Immer wieder spielt die Inszenierung auf den Ausnahmezustand an, in den die Corona-Pandemie unsere Gesellschaft, das Theater und unser Zusammenleben versetzt hat. Misstrauen beherrscht diese Gesellschaft. Panikartig weicht Marius Huth zurück, als einer seiner Schauspieler-Kollegen an der geöffneten Parkett-Tür den Sicherheitsabstand zu verletzen droht. Jing Xiang, die den Kapselan spielt, hantiert mit rot-weißen Abstandshaltern, die etwas von Warn-Baken im Straßenverkehr haben - da sind uns die Bananenblätter lieber, mit denen der Botanische Garten im japanischen Ofuna ironisch die Abstandsregeln erläutert. Aber der Kapselan weiß schon, warum er sein Volk auf Abstand hält. Denn die Kapseln sind leer. Ein Mann mit dem Namen Fünfzig (Stefan Hunstein) reflektiert, was alle anderen zu akzeptieren oder zu verdrängen versuchen. Er hinterfragt, er will sich ein Jahr stehlen. Er überlebt seinen „Augenblick“ - auf drei Theatersesseln, die aus dem Parkett auf die große Bühne versetzt wurden. Theater kann Berge versetzen. Kann Systeme aushebeln. Kann triumphieren, selbst wenn man den Menschen ausschaltet oder maximal auf Abstand hält: Das durften wir schon in der langen faszinierenden Ouvertüre dieses Abends erleben. Da hatte Simons zu sakraler Musik einen Tanz der Bühnentechnik und des Lichts inszeniert, der von fern an Arbeiten von Heiner Goebbels erinnerte: Podeste hatten sich gehoben und gesenkt, die Lichttechnik geometrische Formen in den Saal gezaubert, ein Ventilator mit einer riesigen Nebelmaschine eine geheimnisvolle Atmosphäre geschaffen - und aus dem Schnürboden hatten sich kleine hölzerne Kästchen gehoben und gesenkt: die Behälter der ominösen, die Lebensdauer bestimmenden Kapseln. Jetzt aber sitzt der Mann, der die Kapseldiktatur als Fake entlarvt, auf drei Theatersesseln und versucht, den ängstlich sich an die alte Philosophie klammernden Freund (Elsie de Brauw) zu überzeugen, dass nicht Naturgesetze das bisherige Leben und Sterben bestimmt haben, sondern Amtsvorschriften.

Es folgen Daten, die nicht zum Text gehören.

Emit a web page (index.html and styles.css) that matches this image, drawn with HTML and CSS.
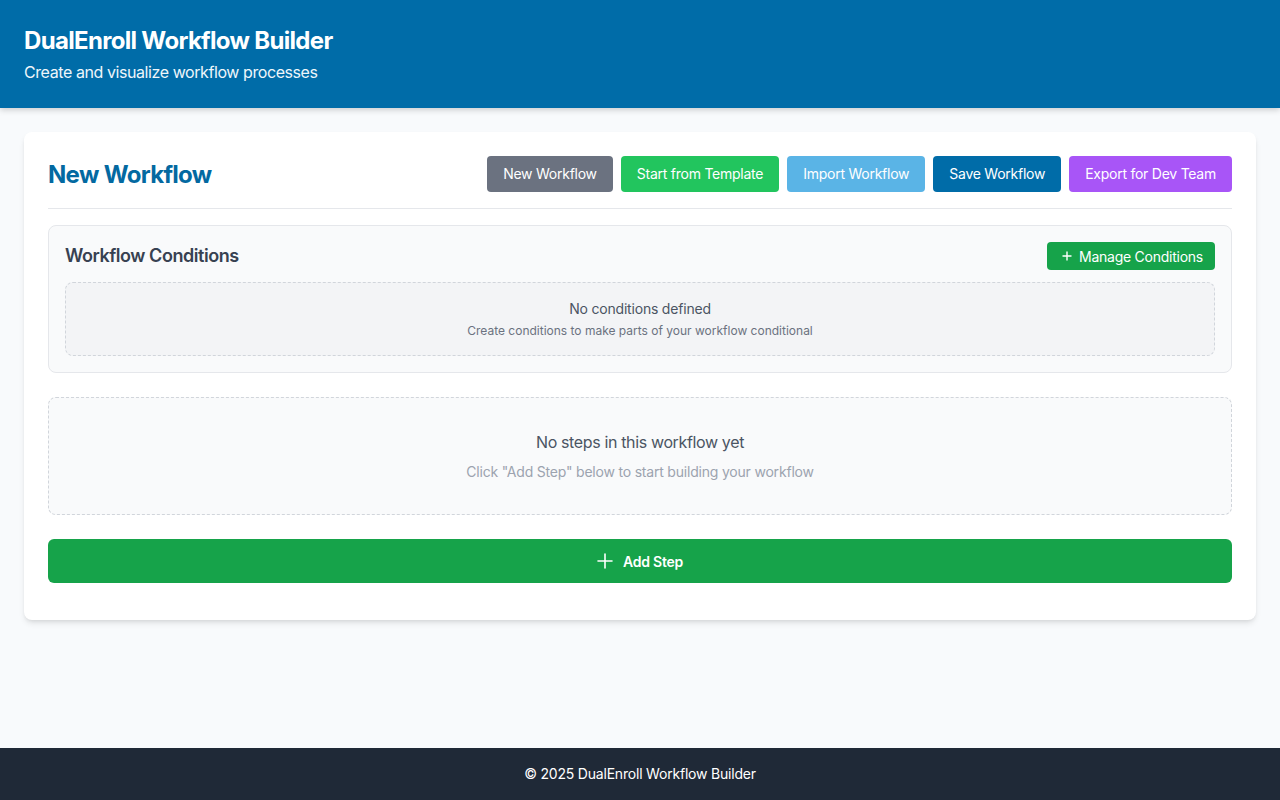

Vertrauen in den Staat und die Naturgesetze ist gut, Kontrolle und ein gesundes Misstrauen sind besser. Der der Lüge überführte Kapselan gibt sein Denken nicht auf: „Ich überlasse Sie Ihrer Angst“, sagt er zu Fünfzig. Für die Gesellschaft ist die Entmachtung des Kapselans eine Befreiung. Ungläubig findet sie sich zusammen zu rituellem Tanz. Die rote Kleidung, die wie eine Uniform gewirkt hatte, haben die Schauspieler abgelegt. Individualität ist wieder möglich. Doch Illusionen und Fake News gibt es immer noch: Es gebe kein Sterben mehr; alle lebten, solange sie wollen, glauben sie Menschen nun. Macht das Nichtwissen über den Todeszeitpunkt glücklicher? Canettis Gedankenexperiment lässt das offen. Zumindest ist ein ordentlicher Mord wieder möglich: Gina Haller bekommt es sogleich zu spüren. „Es ist gleichgültig, wie man heißt. Wenn man nur da ist und miteinander spricht…“, sagt de Brauw erleichtert, und wir denken an die Kontaktsperren, unter denen vor allem Alte und Kranke in den letzten Monaten so gelitten haben.

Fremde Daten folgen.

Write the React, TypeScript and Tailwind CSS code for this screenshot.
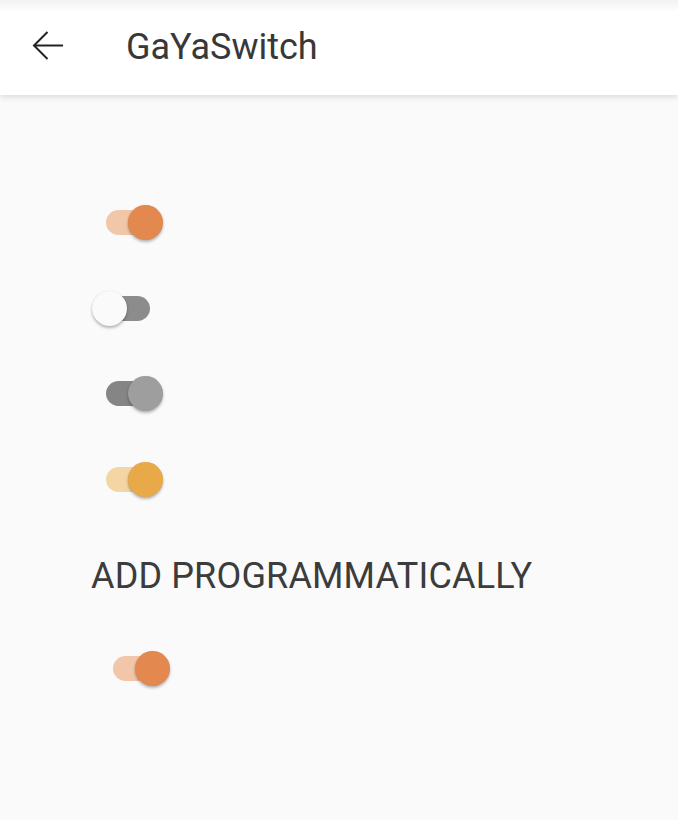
import React from "react";

type SwitchProps = {
  on: boolean;
  thumb: string;
  track: string;
  extra?: string;
};

function Switch({ on, thumb, track, extra = "" }: SwitchProps) {
  return (
    <div className={`relative h-[35px] w-[71px] shrink-0 ${extra}`}>
      <div
        className={`absolute left-[13.5px] top-[5px] h-[25px] w-[44px] rounded-full ${track}`}
      />
      <div
        className={`absolute top-0 h-[35px] w-[35px] rounded-full shadow-[0_2px_3px_rgba(0,0,0,0.28),0_0_1px_rgba(0,0,0,0.12)] ${thumb} ${
          on ? "left-[36px]" : "left-0"
        }`}
      />
    </div>
  );
}

export default function App() {
  return (
    <div
      className="flex min-h-[820px] w-full flex-col bg-[#fafafa]"
      style={{ fontFamily: "Roboto, 'Noto Sans', 'Liberation Sans', sans-serif" }}
    >
      <header className="relative z-10 flex h-[95px] items-center bg-[linear-gradient(to_bottom,#f2f2f2,#ffffff_12px)] shadow-[0_2px_6px_rgba(0,0,0,0.13)]">
        <svg
          width="34"
          height="32"
          viewBox="0 0 34 32"
          className="ml-[31px] mt-[-4px] shrink-0"
          fill="none"
          stroke="#222"
          strokeWidth="2"
          strokeLinecap="butt"
        >
          <path d="M3 15.5H32" />
          <path d="M16.5 2L3 15.5L16.5 29" />
        </svg>
        <h1 className="ml-[61px] mt-[-1px] text-[36px] leading-[42px] font-normal text-[#383838]">
          GaYaSwitch
        </h1>
      </header>

      <main className="flex flex-col pl-[92px] pt-[110px]">
        <div className="flex flex-col gap-[50.5px]">
          <Switch on thumb="bg-[#e3884f]" track="bg-[#f1c6a9]" />
          <Switch on={false} thumb="bg-[#fafafa]" track="bg-[#8c8c8c]" />
          <Switch on thumb="bg-[#9e9e9e]" track="bg-[#858585]" />
          <Switch on thumb="bg-[#e8aa48]" track="bg-[#f3d6a3]" />
        </div>

        <p className="ml-[-1px] mt-[58px] text-[36px] leading-[42px] font-normal tracking-[0.15px] text-[#3c3c3c]">
          ADD PROGRAMMATICALLY
        </p>

        <div className="mt-[54px] flex">
          <Switch on thumb="bg-[#e3884f]" track="bg-[#f1c6a9]" extra="ml-[7px]" />
        </div>
      </main>
    </div>
  );
}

Zurück zu meinem Enkel respektive ins Private. Enkel, Tochter und Großeltern sind recht glücklich mit ihrem Verdrängungsmechanismus. Nicht zu wissen, ob uns die Seuche ereilt oder wann wir sterben müssen, erscheint uns als Gnade. Eine Freundin traut sich seit Beginn der Corona-Krise kaum aus dem Haus. Keine Abstandsregel kann ihr umfassend genug sein, obwohl es in der vergangenen Woche in ihrer Heimatstadt unter 200.000 Einwohnern exakt eine Neu-Infektion gegeben hat. Ob sie wohl glücklicher wäre in einer Welt mit Kapselan und festgelegtem Todesdatum?